Sejak United Nations Convention Against Corruption (UNCAC) dideklarasikan pada 31 Oktober 2003, banyak negara anggota Perserikatan Bangsa-Bangsa mendukungnya, khususnya negara-negara berkembang yang paling menderita didera korupsi serta merasakan akibatnya dalam bentuk kemiskinan, birokrasi yang tidak efisien, tindak pidana pencucian uang (money laundering), defisit anggaran belanja negara, daya beli yang lemah, serta beban pajak yang beragam dan mencekam kehidupan rakyat.
Tidak salah jika Executive Director United Nations Office on Drugs and Crime (UNODC) Antonio Maria Costa dalam Conference of the States Parties to the United Nations Convention Against Corruption (UNCAC) di Nusa Dua, Bali, 28 Januari 2008, mengusulkan kepada negara anggota UNCAC agar berkonsentrasi dalam tiga hal dalam memberantas korupsi.
Langkah pertama adalah hal apa yang telah dilakukan oleh negara anggota (state parties) untuk memberantas korupsi dalam melaksanakan UNCAC Convention.
Langkah kedua adalah hal apa yang diperlukan dalam memberantas korupsi, termasuk perlunya bantuan teknis (technical assistance).
Langkah ketiga adalah pengembangan atas mekanisme penilaian (review mechanism) agar penyebaran korupsi dapat dikontrol dengan meninjau kembali upaya pemberantasan korupsi sehingga tidak menyebar lebih luas dan di luar kontrol.
Semua itu dicanangkan dalam rangka mencegah penyebaran korupsi lebih luas. Pencegahan korupsi antara lain dilakukan dengan menunjuk badan antikorupsi, seperti Komisi Pemberantasan Korupsi (KPK) yang dibentuk sejak lima tahun lalu. Upaya pemberantasan korupsi dilakukan dengan menggunakan segala kewenangan yang dimiliki sebagaimana diatur dalam UU No 30 Tahun 2002 tentang Komisi Pemberantasan Tindak Pidana Korupsi.
Tidak dapat disangkal hadirnya KPK membuat para koruptor kecut hati dan berupaya untuk mengecilkan perannya dengan berbagai cara, seperti menyuap, kooptasi, penggunaan jasa calo perkara, pemberian gratifikasi terang-terangan maupun terselubung, penyediaan aneka fasilitas, memengaruhi lembaga penegak hukum agar tidak konsisten memberantas korupsi, dan segala upaya untuk menghambat gerakan pemberantasan korupsi.
Upaya memberantas korupsi
Pemberantasan korupsi telah menjadi gerakan global dan universal di seluruh dunia. Dunia pun menjadi desa kecil (small village) terlebih setelah revolusi informasi. Kabar dari tempat paling terisolasi pun dapat diserbarluaskan ke seluruh dunia, termasuk kabar pemberantasan korupsi.
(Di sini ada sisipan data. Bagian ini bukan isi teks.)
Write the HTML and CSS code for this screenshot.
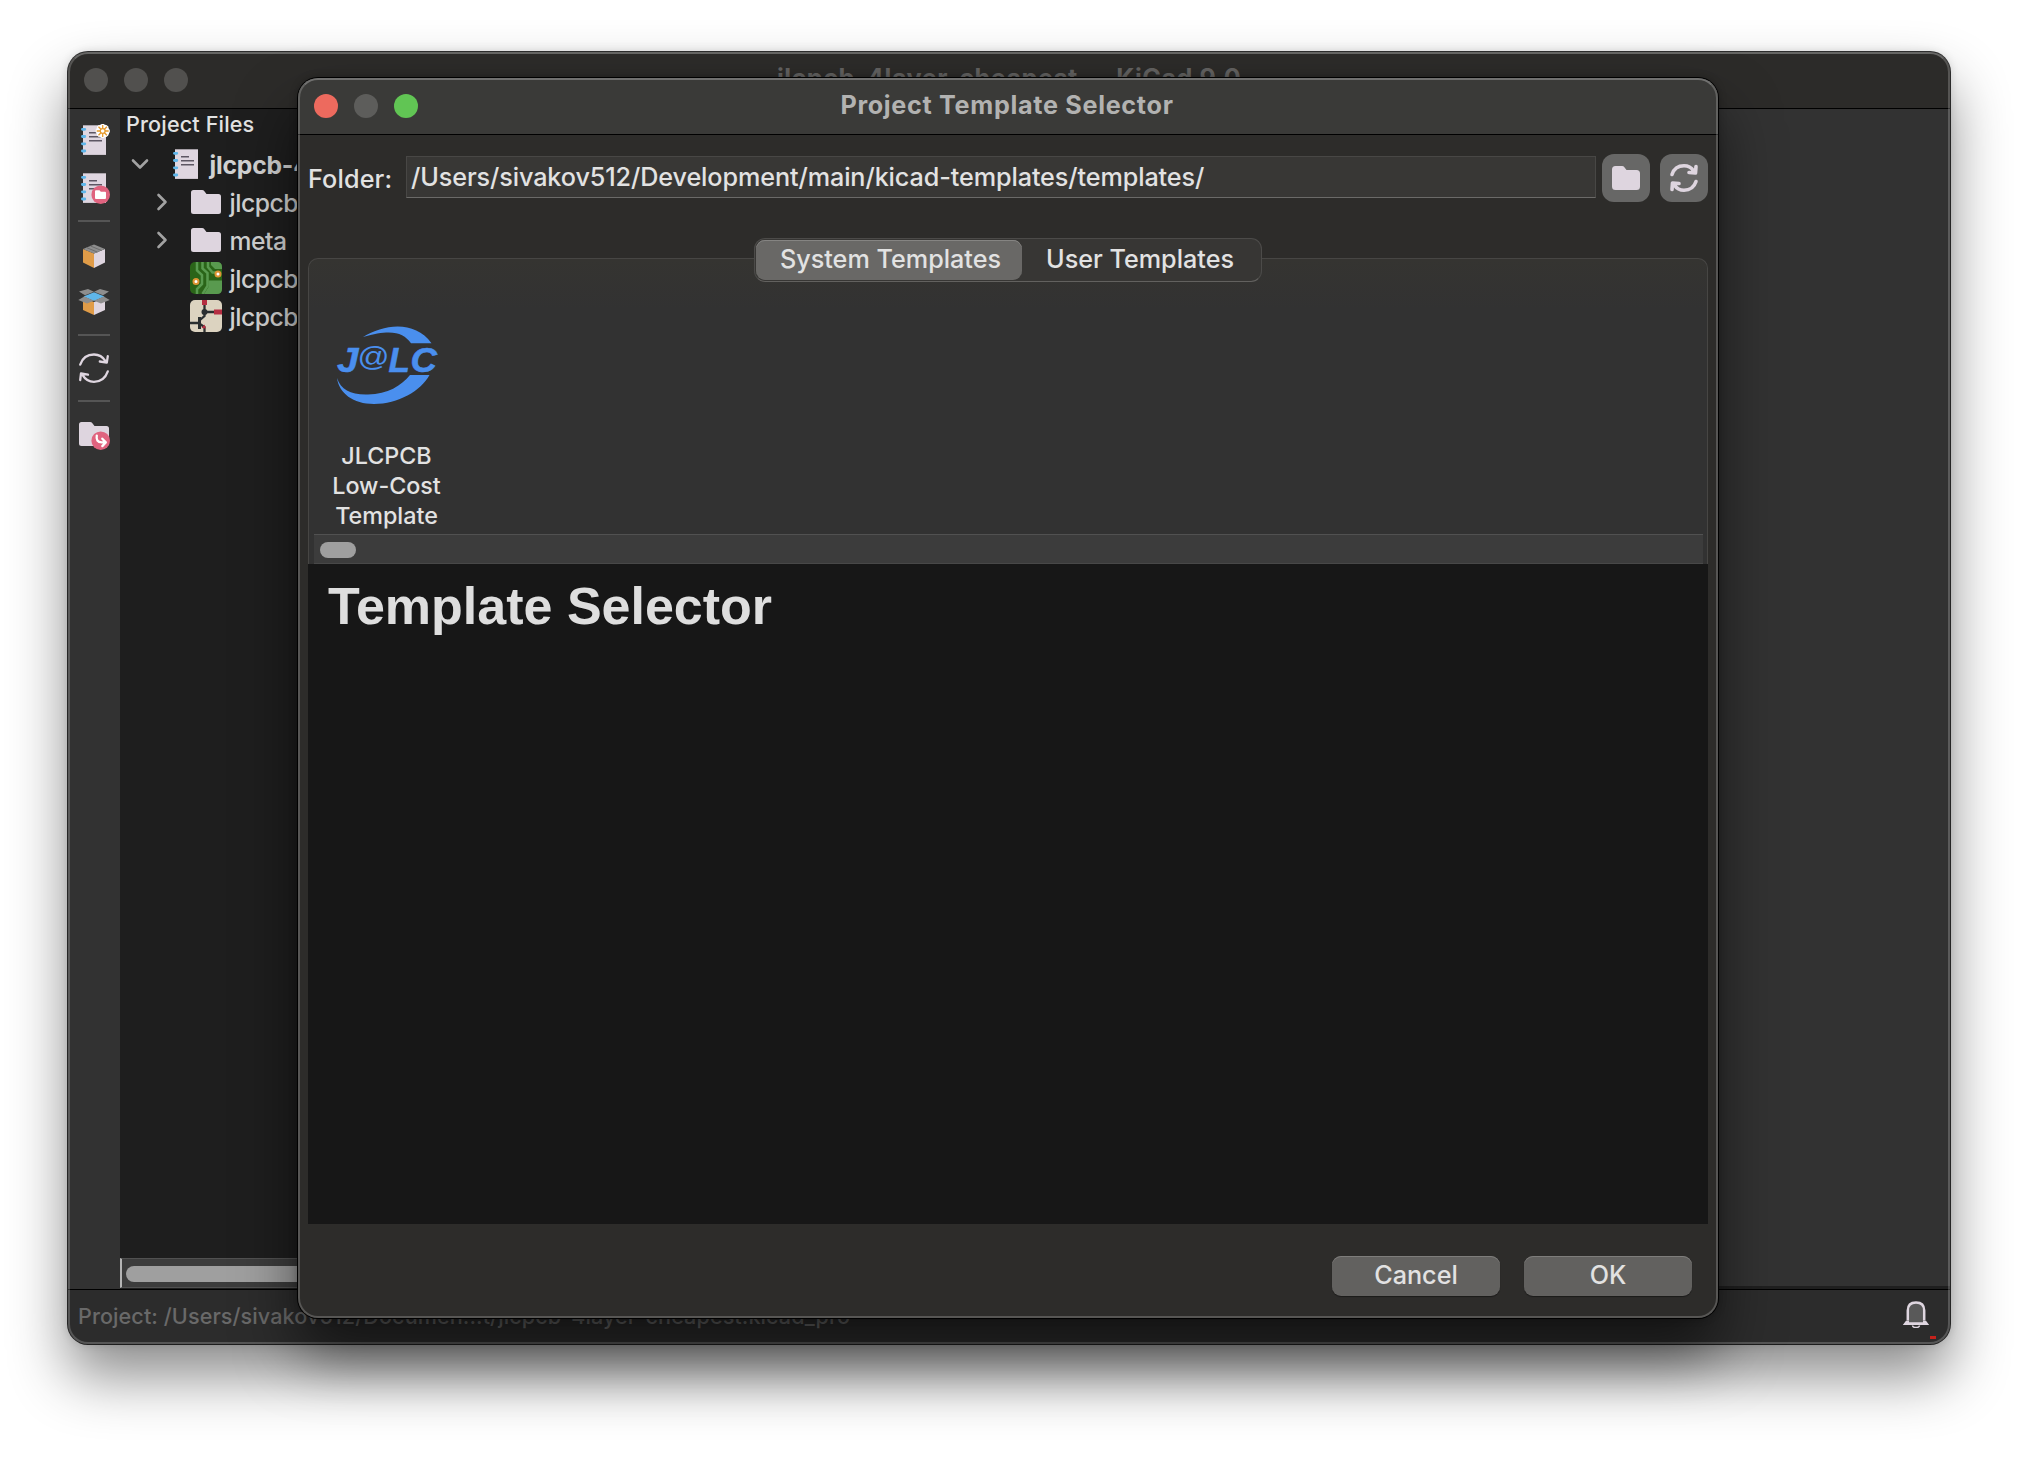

Hal itu merupakan ancaman bagi tindak pidana korupsi untuk bertahan. Para koruptor akan melakukan apa pun guna melumpuhkan pemberantasan korupsi. Lambannya pemberantasan korupsi di Indonesia antara lain karena belum adanya pengadilan yang jujur dan berintegritas. Budaya kleptokrasi terjadi di hampir semua birokrasi. Juga belum ada kebiasaan mengumumkan aset yang dimiliki sebelum dan sesudah seseorang menjadi pejabat dan sulitnya menunjuk pejabat yang konsisten dalam memberantas korupsi.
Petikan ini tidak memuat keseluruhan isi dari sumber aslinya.